Menurut data resmi dari Badan Pusat Statistik (BPS), ekonomi Indonesia tercatat hanya tumbuh sebesar 4,87% secara tahunan (year-on-year) pada kuartal I 2025. Angka ini tidak hanya lebih rendah dibanding kuartal sebelumnya (5,02% di kuartal IV 2024), tetapi juga menjadi laju pertumbuhan paling lambat sejak kuartal III 2021. Bahkan, secara kuartalan (quarter-to-quarter), ekonomi mengalami kontraksi sebesar −0,98%, menandakan adanya perlambatan yang cukup serius di awal tahun ini.
Jika ditelisik lebih dalam, perlambatan ini terjadi meskipun terdapat momentum Ramadan dan Idulfitri, yang biasanya menjadi pendorong konsumsi masyarakat. Konsumsi rumah tangga menjadi kontributor terbesar PDB Indonesia yang tumbuh sebesar 4,89%, turun dari 5,08% pada periode yang sama tahun lalu. Selain itu, pembentukan modal tetap bruto (PMTB) atau investasi juga tumbuh melambat menjadi hanya 2,12%, mencerminkan masih lesunya ekspansi dunia usaha.
Di sisi lain, sektor pertanian mencatat pertumbuhan paling tinggi, yaitu 10,5%, berkat hasil panen padi dan jagung yang meningkat. Industri pengolahan dan jasa komunikasi juga turut menyumbang pertumbuhan, tetapi belum cukup untuk menahan perlambatan secara keseluruhan. Berbagai faktor eksternal turut memperparah kondisi ini. Perlambatan ekonomi Tiongkok sebagai mitra dagang utama Indonesia, ketegangan dagang antara Amerika Serikat dan Tiongkok, serta ketidakpastian global yang masih tinggi memberikan tekanan pada ekspor nasional.

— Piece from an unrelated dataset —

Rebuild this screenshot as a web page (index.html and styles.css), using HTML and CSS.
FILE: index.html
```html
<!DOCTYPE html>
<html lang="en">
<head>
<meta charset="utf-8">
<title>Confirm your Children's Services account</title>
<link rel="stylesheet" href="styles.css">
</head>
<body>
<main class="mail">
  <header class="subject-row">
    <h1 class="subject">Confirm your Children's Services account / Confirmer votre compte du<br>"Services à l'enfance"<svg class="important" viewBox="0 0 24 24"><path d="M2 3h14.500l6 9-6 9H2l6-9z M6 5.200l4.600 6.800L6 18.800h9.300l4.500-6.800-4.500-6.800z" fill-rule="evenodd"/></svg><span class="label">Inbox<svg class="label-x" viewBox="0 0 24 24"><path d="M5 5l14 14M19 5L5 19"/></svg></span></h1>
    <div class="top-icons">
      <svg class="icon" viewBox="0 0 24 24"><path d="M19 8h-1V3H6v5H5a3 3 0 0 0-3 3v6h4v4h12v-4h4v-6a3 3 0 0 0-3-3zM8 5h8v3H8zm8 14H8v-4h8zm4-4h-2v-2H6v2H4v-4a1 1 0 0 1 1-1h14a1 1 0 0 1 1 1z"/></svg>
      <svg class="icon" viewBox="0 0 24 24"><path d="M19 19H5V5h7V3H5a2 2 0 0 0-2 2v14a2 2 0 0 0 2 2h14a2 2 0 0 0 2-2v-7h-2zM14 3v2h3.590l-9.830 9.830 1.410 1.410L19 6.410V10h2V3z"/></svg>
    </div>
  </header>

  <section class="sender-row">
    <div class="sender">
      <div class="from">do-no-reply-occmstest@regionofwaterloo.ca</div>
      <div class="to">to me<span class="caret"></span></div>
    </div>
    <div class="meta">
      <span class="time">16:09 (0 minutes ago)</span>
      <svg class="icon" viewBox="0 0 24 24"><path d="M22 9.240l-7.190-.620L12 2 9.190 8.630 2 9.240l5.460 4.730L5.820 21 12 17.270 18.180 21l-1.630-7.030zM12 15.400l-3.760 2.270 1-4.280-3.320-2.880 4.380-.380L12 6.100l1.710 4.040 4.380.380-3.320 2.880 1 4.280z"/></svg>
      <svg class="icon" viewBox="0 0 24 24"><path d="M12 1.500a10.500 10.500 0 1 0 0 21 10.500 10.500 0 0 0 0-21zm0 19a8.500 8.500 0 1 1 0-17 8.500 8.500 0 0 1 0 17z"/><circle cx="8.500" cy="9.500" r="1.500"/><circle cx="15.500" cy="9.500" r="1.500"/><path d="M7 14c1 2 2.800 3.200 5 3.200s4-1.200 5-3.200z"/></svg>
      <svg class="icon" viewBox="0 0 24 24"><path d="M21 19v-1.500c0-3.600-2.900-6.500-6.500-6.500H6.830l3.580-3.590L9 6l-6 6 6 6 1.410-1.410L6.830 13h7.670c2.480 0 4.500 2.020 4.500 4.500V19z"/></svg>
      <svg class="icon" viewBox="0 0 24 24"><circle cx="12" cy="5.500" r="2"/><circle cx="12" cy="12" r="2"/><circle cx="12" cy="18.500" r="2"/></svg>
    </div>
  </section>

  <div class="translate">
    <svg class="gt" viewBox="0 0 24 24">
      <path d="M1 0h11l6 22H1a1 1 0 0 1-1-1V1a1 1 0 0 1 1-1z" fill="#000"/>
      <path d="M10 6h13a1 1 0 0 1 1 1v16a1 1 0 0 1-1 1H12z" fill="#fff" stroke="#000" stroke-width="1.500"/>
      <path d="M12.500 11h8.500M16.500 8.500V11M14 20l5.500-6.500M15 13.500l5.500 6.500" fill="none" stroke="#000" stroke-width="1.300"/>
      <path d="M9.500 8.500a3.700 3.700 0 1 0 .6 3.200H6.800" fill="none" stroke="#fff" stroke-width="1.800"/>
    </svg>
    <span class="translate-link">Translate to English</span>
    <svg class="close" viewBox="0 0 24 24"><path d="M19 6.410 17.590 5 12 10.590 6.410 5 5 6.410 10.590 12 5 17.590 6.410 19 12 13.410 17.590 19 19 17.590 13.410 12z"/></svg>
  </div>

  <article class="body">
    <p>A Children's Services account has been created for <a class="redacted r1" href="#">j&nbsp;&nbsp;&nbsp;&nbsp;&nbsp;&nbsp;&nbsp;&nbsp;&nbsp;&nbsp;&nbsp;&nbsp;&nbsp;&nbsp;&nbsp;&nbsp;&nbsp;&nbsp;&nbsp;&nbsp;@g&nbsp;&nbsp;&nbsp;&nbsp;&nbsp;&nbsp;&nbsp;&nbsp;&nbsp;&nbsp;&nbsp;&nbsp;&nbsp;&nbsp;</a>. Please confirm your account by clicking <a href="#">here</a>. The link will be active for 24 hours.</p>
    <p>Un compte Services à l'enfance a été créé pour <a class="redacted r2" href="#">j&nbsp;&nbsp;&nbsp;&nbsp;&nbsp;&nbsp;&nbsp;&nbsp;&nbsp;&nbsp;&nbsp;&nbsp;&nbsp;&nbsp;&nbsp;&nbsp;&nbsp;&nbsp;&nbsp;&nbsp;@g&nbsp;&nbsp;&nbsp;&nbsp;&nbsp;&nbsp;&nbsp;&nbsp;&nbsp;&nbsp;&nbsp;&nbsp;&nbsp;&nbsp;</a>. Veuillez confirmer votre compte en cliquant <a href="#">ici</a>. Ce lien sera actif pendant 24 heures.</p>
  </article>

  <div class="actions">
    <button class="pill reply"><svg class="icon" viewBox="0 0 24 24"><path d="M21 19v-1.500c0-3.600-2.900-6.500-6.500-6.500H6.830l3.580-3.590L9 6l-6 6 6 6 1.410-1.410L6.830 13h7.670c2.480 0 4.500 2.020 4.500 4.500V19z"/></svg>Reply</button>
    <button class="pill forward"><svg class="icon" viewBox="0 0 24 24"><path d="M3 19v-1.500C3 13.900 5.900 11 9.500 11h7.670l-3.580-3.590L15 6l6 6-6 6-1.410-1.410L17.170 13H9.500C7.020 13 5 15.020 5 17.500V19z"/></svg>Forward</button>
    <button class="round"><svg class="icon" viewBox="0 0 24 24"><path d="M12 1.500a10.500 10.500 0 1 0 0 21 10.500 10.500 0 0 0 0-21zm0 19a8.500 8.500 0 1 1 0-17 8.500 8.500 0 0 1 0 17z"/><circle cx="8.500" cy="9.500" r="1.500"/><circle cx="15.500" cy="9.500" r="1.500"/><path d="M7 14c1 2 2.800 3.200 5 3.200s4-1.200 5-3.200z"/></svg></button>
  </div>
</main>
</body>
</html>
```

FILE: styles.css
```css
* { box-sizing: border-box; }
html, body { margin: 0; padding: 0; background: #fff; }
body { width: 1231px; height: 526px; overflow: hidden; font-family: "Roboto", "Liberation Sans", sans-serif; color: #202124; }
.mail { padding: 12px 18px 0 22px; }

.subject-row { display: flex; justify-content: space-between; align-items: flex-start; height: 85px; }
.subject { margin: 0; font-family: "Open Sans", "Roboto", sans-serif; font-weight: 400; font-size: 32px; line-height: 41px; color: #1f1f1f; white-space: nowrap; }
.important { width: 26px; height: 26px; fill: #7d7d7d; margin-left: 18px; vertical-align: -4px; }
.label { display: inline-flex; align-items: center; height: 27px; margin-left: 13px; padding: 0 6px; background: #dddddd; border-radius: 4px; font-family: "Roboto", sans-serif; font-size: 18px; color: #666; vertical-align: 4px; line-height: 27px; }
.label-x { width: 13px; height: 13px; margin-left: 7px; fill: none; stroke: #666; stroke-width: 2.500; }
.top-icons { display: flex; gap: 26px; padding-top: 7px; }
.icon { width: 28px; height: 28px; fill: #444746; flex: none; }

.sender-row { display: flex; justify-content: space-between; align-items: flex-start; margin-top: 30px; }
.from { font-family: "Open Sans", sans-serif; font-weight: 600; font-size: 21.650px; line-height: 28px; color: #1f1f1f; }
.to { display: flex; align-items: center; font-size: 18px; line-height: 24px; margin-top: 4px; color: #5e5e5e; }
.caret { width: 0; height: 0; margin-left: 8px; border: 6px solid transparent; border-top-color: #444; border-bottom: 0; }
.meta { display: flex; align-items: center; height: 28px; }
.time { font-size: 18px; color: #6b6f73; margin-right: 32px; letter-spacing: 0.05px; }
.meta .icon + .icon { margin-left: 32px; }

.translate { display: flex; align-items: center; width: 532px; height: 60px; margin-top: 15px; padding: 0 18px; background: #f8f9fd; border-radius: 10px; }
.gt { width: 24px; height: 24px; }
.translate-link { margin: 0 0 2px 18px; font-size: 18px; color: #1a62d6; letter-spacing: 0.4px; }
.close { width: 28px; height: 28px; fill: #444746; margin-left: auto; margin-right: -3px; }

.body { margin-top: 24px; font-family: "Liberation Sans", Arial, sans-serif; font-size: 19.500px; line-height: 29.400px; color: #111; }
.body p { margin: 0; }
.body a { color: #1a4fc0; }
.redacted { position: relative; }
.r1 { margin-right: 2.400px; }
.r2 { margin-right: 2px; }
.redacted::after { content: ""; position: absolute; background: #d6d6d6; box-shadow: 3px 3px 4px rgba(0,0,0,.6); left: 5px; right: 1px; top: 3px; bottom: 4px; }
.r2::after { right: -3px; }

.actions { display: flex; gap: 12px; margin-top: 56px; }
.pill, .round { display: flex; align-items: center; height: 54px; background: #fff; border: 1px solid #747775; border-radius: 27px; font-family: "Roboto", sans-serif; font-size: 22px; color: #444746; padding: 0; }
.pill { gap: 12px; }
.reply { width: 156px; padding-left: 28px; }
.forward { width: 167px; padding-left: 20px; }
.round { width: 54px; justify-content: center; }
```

Di sisi domestik, suku bunga tinggi yang dipertahankan Bank Indonesia guna menjaga stabilitas nilai tukar dan inflasi, turut membatasi ruang gerak konsumsi dan investasi. Dalam konteks inilah, upaya stimulus dari pemerintah melalui peningkatan belanja negara sebesar 0,6% di semester pertama tahun ini masih belum cukup signifikan untuk mendorong pertumbuhan secara luas.

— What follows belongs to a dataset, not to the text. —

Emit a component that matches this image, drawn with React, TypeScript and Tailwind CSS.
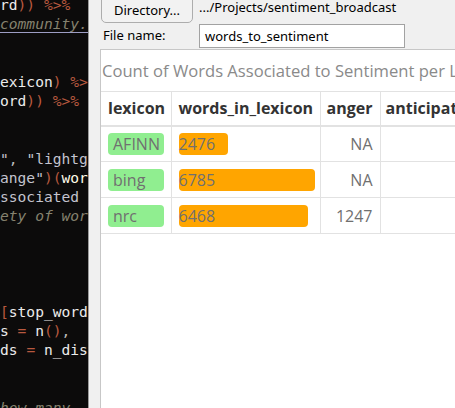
import React from 'react';

type Seg = { t: string; c?: string };

const ID = 'text-[#ececec]';
const OP = 'text-[#b8593f]';
const STR = 'text-[#c4c4cf]';
const PUN = 'text-[#bdbdbd]';
const CMT = 'text-[#86826f] italic';

const code: Seg[][] = [
  [{ t: 'rd', c: ID }, { t: '))', c: OP }, { t: ' ' }, { t: '%>%', c: OP }],
  [{ t: 'community.', c: CMT }],
  [],
  [],
  [{ t: 'exicon', c: ID }, { t: ')', c: OP }, { t: ' ' }, { t: '%>%', c: OP }],
  [{ t: 'ord', c: ID }, { t: '))', c: OP }, { t: ' ' }, { t: '%>%', c: OP }],
  [],
  [],
  [{ t: '"', c: STR }, { t: ', ', c: PUN }, { t: '"lightg', c: STR }],
  [{ t: 'ange"', c: STR }, { t: ')(', c: OP }, { t: 'wor', c: 'text-[#fffbe8]' }],
  [{ t: 'ssociated ', c: STR }],
  [{ t: 'ety of wor', c: CMT }],
  [],
  [],
  [],
  [],
  [{ t: '[', c: OP }, { t: 'stop_word', c: ID }],
  [{ t: 's', c: ID }, { t: ' ' }, { t: '=', c: OP }, { t: ' ' }, { t: 'n', c: ID }, { t: '()', c: OP }, { t: ',', c: PUN }],
  [{ t: 'ds', c: ID }, { t: ' ' }, { t: '=', c: OP }, { t: ' ' }, { t: 'n_dis', c: ID }],
  [],
  [],
  [{ t: 'how many ', c: CMT }],
];

const rows = [
  { lexicon: 'AFINN', words: 2476, anger: 'NA' },
  { lexicon: 'bing', words: 6785, anger: 'NA' },
  { lexicon: 'nrc', words: 6468, anger: '1247' },
];

const maxWords = 6785;

function Editor() {
  return (
    <div className="w-[88px] shrink-0 bg-[#0c0b0b] overflow-hidden font-['DejaVu_Sans_Mono',monospace] text-[14.6px]">
      <div className="-mt-[5px]">
        {code.map((line, i) => (
          <div key={i} className="relative h-[19.2px] leading-[19.2px] whitespace-pre">
            {line.map((s, j) => (
              <span key={j} className={s.c}>
                {s.t}
              </span>
            ))}
            {i === 1 && <div className="absolute left-0 right-0 top-[18px] h-px bg-[#9d9dc4]" />}
          </div>
        ))}
      </div>
    </div>
  );
}

export default function App() {
  return (
    <div className="flex w-[455px] h-[408px] overflow-hidden">
      <Editor />
      <div className="flex-1 flex flex-col bg-[#f0f0f0] border-l border-[#9a9a9a] font-['Noto_Sans',sans-serif] text-[13px] text-black min-w-0">
        {/* Directory row */}
        <div className="flex items-end h-[23px] pl-[12px]">
          <button className="w-[92px] h-[30px] -mt-[8px] pt-[6px] rounded-[5px] border border-[#adadad] bg-[#f2f2f2] text-[13px]">
            Directory...
          </button>
          <span className="ml-[6px] self-start mt-[-2px] whitespace-nowrap">.../Projects/sentiment_broadcast</span>
        </div>
        {/* File name row */}
        <div className="flex items-center h-[26px] pl-[14px]">
          <span className="w-[96px]">File name:</span>
          <div className="w-[206px] h-[24px] bg-white border border-[#a2a2a2] pl-[5px] leading-[22px]">
            words_to_sentiment
          </div>
        </div>
        {/* Table panel */}
        <div className="flex-1 ml-[11px] bg-white border-l border-t border-[#c7c7c7] overflow-hidden font-['Open_Sans',sans-serif] min-w-0">
          <div className="h-[41px] pl-[1px] pt-[9px] text-[16.6px] leading-[24px] text-[#8a8a8a] whitespace-nowrap">
            Count of Words Associated to Sentiment per Lexicon
          </div>
          <table className="table-fixed w-[409px] border-collapse text-[16px] whitespace-nowrap">
            <colgroup>
              <col className="w-[70px]" />
              <col className="w-[149px]" />
              <col className="w-[60px]" />
              <col className="w-[130px]" />
            </colgroup>
            <thead>
              <tr className="border-t border-b-2 border-[#e2e2e2] text-[#333] font-bold">
                <th className="h-[34px] px-[7px] text-left border-r border-[#e2e2e2]">lexicon</th>
                <th className="px-[7px] text-left border-r border-[#e2e2e2]">words_in_lexicon</th>
                <th className="px-[6px] text-left border-r border-[#e2e2e2]">anger</th>
                <th className="px-[5px] text-left overflow-hidden">anticipation</th>
              </tr>
            </thead>
            <tbody className="text-[#707070]">
              {rows.map((r) => (
                <tr key={r.lexicon} className="border-b border-[#e2e2e2]">
                  <td className="h-[36px] px-[7px] border-r border-[#e2e2e2]">
                    <div className="h-[22px] leading-[22px] rounded-[4px] bg-[#90ee90] pl-[5px]">{r.lexicon}</div>
                  </td>
                  <td className="px-[7px] border-r border-[#e2e2e2]">
                    <div
                      className="h-[22px] leading-[22px] rounded-[4px] bg-[#ffa500]"
                      style={{ width: `${(r.words / maxWords) * 136}px` }}
                    >
                      {r.words}
                    </div>
                  </td>
                  <td className="px-[7px] text-right border-r border-[#e2e2e2]">{r.anger}</td>
                  <td className="px-[7px]"></td>
                </tr>
              ))}
            </tbody>
          </table>
        </div>
      </div>
    </div>
  );
}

Dengan capaian kuartal I yang belum memuaskan, target pemerintah untuk mencapai pertumbuhan ekonomi 5,2% di tahun 2025 menjadi semakin menantang. Pemerintah perlu mengkaji ulang strategi fiskal dan moneter yang lebih terarah, terutama dengan memperkuat belanja produktif di sektor prioritas seperti infrastruktur, pertanian berkelanjutan, dan teknologi digital. Selain itu, perlu ada langkah konkret dalam menguatkan daya beli masyarakat dan menciptakan iklim investasi yang lebih kondusif agar pertumbuhan ekonomi tidak hanya sekadar tumbuh, tetapi juga berkelanjutan dan inklusif.